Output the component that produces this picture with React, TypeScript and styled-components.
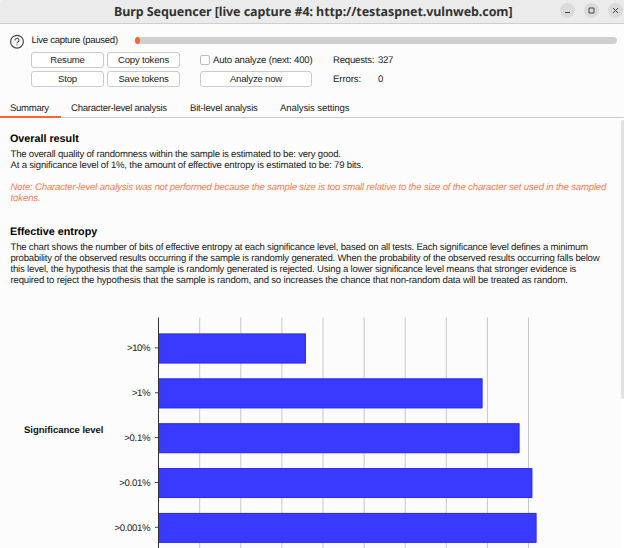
import React from "react";
import styled, { createGlobalStyle } from "styled-components";

const GlobalStyle = createGlobalStyle`
  * { box-sizing: border-box; }
  html, body { margin: 0; background: #fcfcfc; overflow: hidden; }
  body {
    font-family: "Liberation Sans", Arial, sans-serif;
    font-size: 9.6px;
    color: #1c1c1c;
    text-rendering: geometricPrecision;
  }
`;

const Window = styled.div`
  width: 624px;
  height: 548px;
  display: flex;
  flex-direction: column;
  overflow: hidden;
  background: #fcfcfc;
`;

const TitleBar = styled.header`
  display: grid;
  grid-template-columns: 114px 1fr auto;
  align-items: center;
  height: 24px;
  flex: none;
  padding-right: 1px;
  background: #ebebeb;
  border-bottom: 1px solid #cfcfcf;
  border-top-left-radius: 2px;
`;

const Title = styled.h1`
  grid-column: 2;
  margin: 0;
  font: 700 12.5px/22px "Noto Sans", "Open Sans", sans-serif;
  letter-spacing: -0.08px;
  color: #333;
  white-space: nowrap;
`;

const WindowControls = styled.div`
  display: flex;
  gap: 9px;
  padding-bottom: 2px;
`;

const RoundButton = styled.button`
  width: 15px;
  height: 15px;
  padding: 0;
  border: 0;
  border-radius: 50%;
  background: #dadada;
  display: grid;
  place-items: center;
`;

const Controls = styled.section`
  display: grid;
  grid-template-columns: 22px 1fr;
  height: 74px;
  flex: none;
  padding: 10px 7px 0 9px;
`;

const ControlRows = styled.div`
  display: flex;
  flex-direction: column;
  gap: 5px;
`;

const ProgressRow = styled.div`
  display: flex;
  align-items: center;
  height: 13px;
`;

const ProgressLabel = styled.span`
  width: 104px;
  padding-left: 0.5px;
  line-height: 11px;
  white-space: nowrap;
`;

const Track = styled.div`
  flex: 1;
  height: 7px;
  border-radius: 4px;
  background: #cfcfcf;
`;

const Progress = styled.div`
  width: 5px;
  height: 7px;
  border-radius: 50%;
  background: #ff6633;
`;

const ActionGrid = styled.div`
  display: grid;
  grid-template-columns: 73px 73px 129px 60px auto;
  grid-template-rows: 16px 16px;
  row-gap: 3px;
  column-gap: 3px;
  align-items: center;
`;

const Button = styled.button<{ $inset?: number }>`
  height: 16px;
  margin: 0 0 0 ${(p) => p.$inset ?? 0}px;
  padding: 0 0 2px;
  border: 1px solid #cbcbcb;
  border-radius: 3px;
  background: #fff;
  color: inherit;
  font: inherit;
  white-space: nowrap;
`;

const CheckLabel = styled.label`
  display: flex;
  align-items: center;
  gap: 3px;
  margin-left: 17px;
  white-space: nowrap;
`;

const CheckBox = styled.span`
  width: 10px;
  height: 10px;
  flex: none;
  border: 1px solid #bdbdbd;
  border-radius: 2px;
  background: #fff;
`;

const StatLabel = styled.span`
  margin-left: 18px;
  white-space: nowrap;
`;

const Text = styled.span<{ $spacing: number }>`
  letter-spacing: ${(p) => p.$spacing}px;
`;

const Tabs = styled.nav`
  display: flex;
  height: 20px;
  flex: none;
  border-bottom: 1px solid #c9c9c9;
`;

const Tab = styled.span<{ $width: number; $spacing: number; $active?: boolean }>`
  width: ${(p) => p.$width}px;
  height: 20px;
  padding-left: 10px;
  line-height: 22px;
  letter-spacing: ${(p) => p.$spacing}px;
  white-space: nowrap;
  border-bottom: 2px solid ${(p) => (p.$active ? "#ff6633" : "transparent")};
`;

const Viewport = styled.main`
  display: grid;
  grid-template-columns: 1fr 3px;
  flex: 1;
  min-height: 0;
`;

const Report = styled.article`
  padding: 15px 0 0 10px;
  min-width: 0;
  overflow: hidden;
`;

const ScrollTrack = styled.div`
  background: #fff;
  padding-top: 2px;
`;

const ScrollThumb = styled.div`
  height: 279px;
  background: #e2e2e2;
  border-radius: 2px 0 0 2px;
`;

const Heading = styled.h2`
  margin: 0;
  height: 16px;
  font-size: 10.75px;
  line-height: 13px;
  color: #000;
`;

const Paragraph = styled.p<{ $gap: number; $note?: boolean }>`
  margin: 0 0 ${(p) => p.$gap}px;
  padding-left: 0.5px;
  color: ${(p) => (p.$note ? "#ff7a50" : "inherit")};
  font-style: ${(p) => (p.$note ? "italic" : "normal")};
`;

const Line = styled.span<{ $spacing?: number }>`
  display: block;
  height: 11.1px;
  line-height: 11.1px;
  white-space: nowrap;
  letter-spacing: ${(p) => p.$spacing ?? 0}px;
`;

const Chart = styled.svg`
  display: block;
  margin-left: -10px;
  font-family: "Liberation Sans", Arial, sans-serif;
`;

const bars = [
  { label: ">10%", end: 306, labelX: 127 },
  { label: ">1%", end: 482.5, labelX: 132 },
  { label: ">0.1%", end: 519.5, labelX: 124.3 },
  { label: ">0.01%", end: 532.3, labelX: 119.3 },
  { label: ">0.001%", end: 536.5, labelX: 114.5 },
];

function HelpIcon() {
  return (
    <svg width="16" height="16" viewBox="0 0 16 16" fill="none" stroke="#4a4a4a">
      <circle cx="8" cy="7.7" r="6.4" strokeWidth="1.2" />
      <path d="M6 6.5a2 1.9 0 1 1 3.1 1.3C8.3 8.3 8 8.5 8 9.2" strokeWidth="1.1" />
      <circle cx="8" cy="10.8" r=".65" fill="#4a4a4a" stroke="none" />
    </svg>
  );
}

function EntropyChart() {
  return (
    <Chart width="620" height="236" viewBox="0 312 620 236">
      {Array.from({ length: 9 }, (_, i) => {
        const x = 199.7 + i * 41.1;
        return <line key={i} x1={x} x2={x} y1="317.5" y2="548" stroke="#c7c7c7" />;
      })}
      {bars.map((bar, i) => {
        const y = 333.5 + i * 44.85;
        return (
          <g key={bar.label}>
            <rect x="159" y={y} width={bar.end - 159} height="30" fill="#3939ff" />
            <path d={`M159 ${y + 0.6}H${bar.end - 0.5}V${y + 29.4}H159`} fill="none" stroke="#2929f0" strokeWidth=".7" />
            <line x1="155" x2="158" y1={y + 14.4} y2={y + 14.4} stroke="#444" />
            <text x={bar.labelX} y={y + 17.9} fontSize="9.6" fill="#222" textLength={150.5 - bar.labelX}>
              {bar.label}
            </text>
          </g>
        );
      })}
      <line x1="158.5" x2="158.5" y1="317.5" y2="548" stroke="#333" />
      <text x="24" y="433" fontSize="9.5" fontWeight="700" fill="#111" textLength="79.5">
        Significance level
      </text>
    </Chart>
  );
}

export default function App() {
  return (
    <Window>
      <GlobalStyle />
      <TitleBar>
        <Title>Burp Sequencer [live capture #4: http://testaspnet.vulnweb.com]</Title>
        <WindowControls>
          {["M5 9.5H10", "M5 5H10V10H5Z", "M5 5L10 10M10 5L5 10"].map((d) => (
            <RoundButton key={d}>
              <svg width="15" height="15" fill="none" stroke="#444" strokeWidth="1">
                <path d={d} />
              </svg>
            </RoundButton>
          ))}
        </WindowControls>
      </TitleBar>
      <Controls>
        <HelpIcon />
        <ControlRows>
          <ProgressRow>
            <ProgressLabel>
              <Text $spacing={-0.31}>Live capture (paused)</Text>
            </ProgressLabel>
            <Track>
              <Progress />
            </Track>
          </ProgressRow>
          <ActionGrid>
            <Button><Text $spacing={-0.2}>Resume</Text></Button>
            <Button><Text $spacing={-0.2}>Copy tokens</Text></Button>
            <CheckLabel>
              <CheckBox />
              <Text $spacing={-0.19}>Auto analyze (next: 400)</Text>
            </CheckLabel>
            <StatLabel><Text $spacing={-0.22}>Requests:</Text></StatLabel>
            <Text $spacing={-0.3}>327</Text>
            <Button><Text $spacing={-0.15}>Stop</Text></Button>
            <Button><Text $spacing={-0.25}>Save tokens</Text></Button>
            <Button $inset={17}><Text $spacing={-0.2}>Analyze now</Text></Button>
            <StatLabel><Text $spacing={-0.1}>Errors:</Text></StatLabel>
            <span>0</span>
          </ActionGrid>
        </ControlRows>
      </Controls>
      <Tabs>
        <Tab $width={61} $spacing={-0.32} $active>Summary</Tab>
        <Tab $width={119} $spacing={-0.27}>Character-level analysis</Tab>
        <Tab $width={90} $spacing={-0.21}>Bit-level analysis</Tab>
        <Tab $width={90} $spacing={-0.12}>Analysis settings</Tab>
      </Tabs>
      <Viewport>
        <Report>
          <Heading>Overall result</Heading>
          <Paragraph $gap={11}>
            <Line $spacing={-0.226}>The overall quality of randomness within the sample is estimated to be: very good.</Line>
            <Line $spacing={-0.193}>At a significance level of 1%, the amount of effective entropy is estimated to be: 79 bits.</Line>
          </Paragraph>
          <Paragraph $gap={21.3} $note>
            <Line $spacing={-0.18}>Note: Character-level analysis was not performed because the sample size is too small relative to the size of the character set used in the sampled</Line>
            <Line $spacing={-0.12}>tokens.</Line>
          </Paragraph>
          <Heading>Effective entropy</Heading>
          <Paragraph $gap={25.7}>
            <Line $spacing={-0.213}>The chart shows the number of bits of effective entropy at each significance level, based on all tests. Each significance level defines a minimum</Line>
            <Line $spacing={-0.224}>probability of the observed results occurring if the sample is randomly generated. When the probability of the observed results occurring falls below</Line>
            <Line $spacing={-0.2}>this level, the hypothesis that the sample is randomly generated is rejected. Using a lower significance level means that stronger evidence is</Line>
            <Line $spacing={-0.197}>required to reject the hypothesis that the sample is random, and so increases the chance that non-random data will be treated as random.</Line>
          </Paragraph>
          <EntropyChart />
        </Report>
        <ScrollTrack>
          <ScrollThumb />
        </ScrollTrack>
      </Viewport>
    </Window>
  );
}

+++

▶ _Exercise brief_: Tally the lines of the listing that include "components". Reply with nothing but the count.

▶ _Correct output_: 2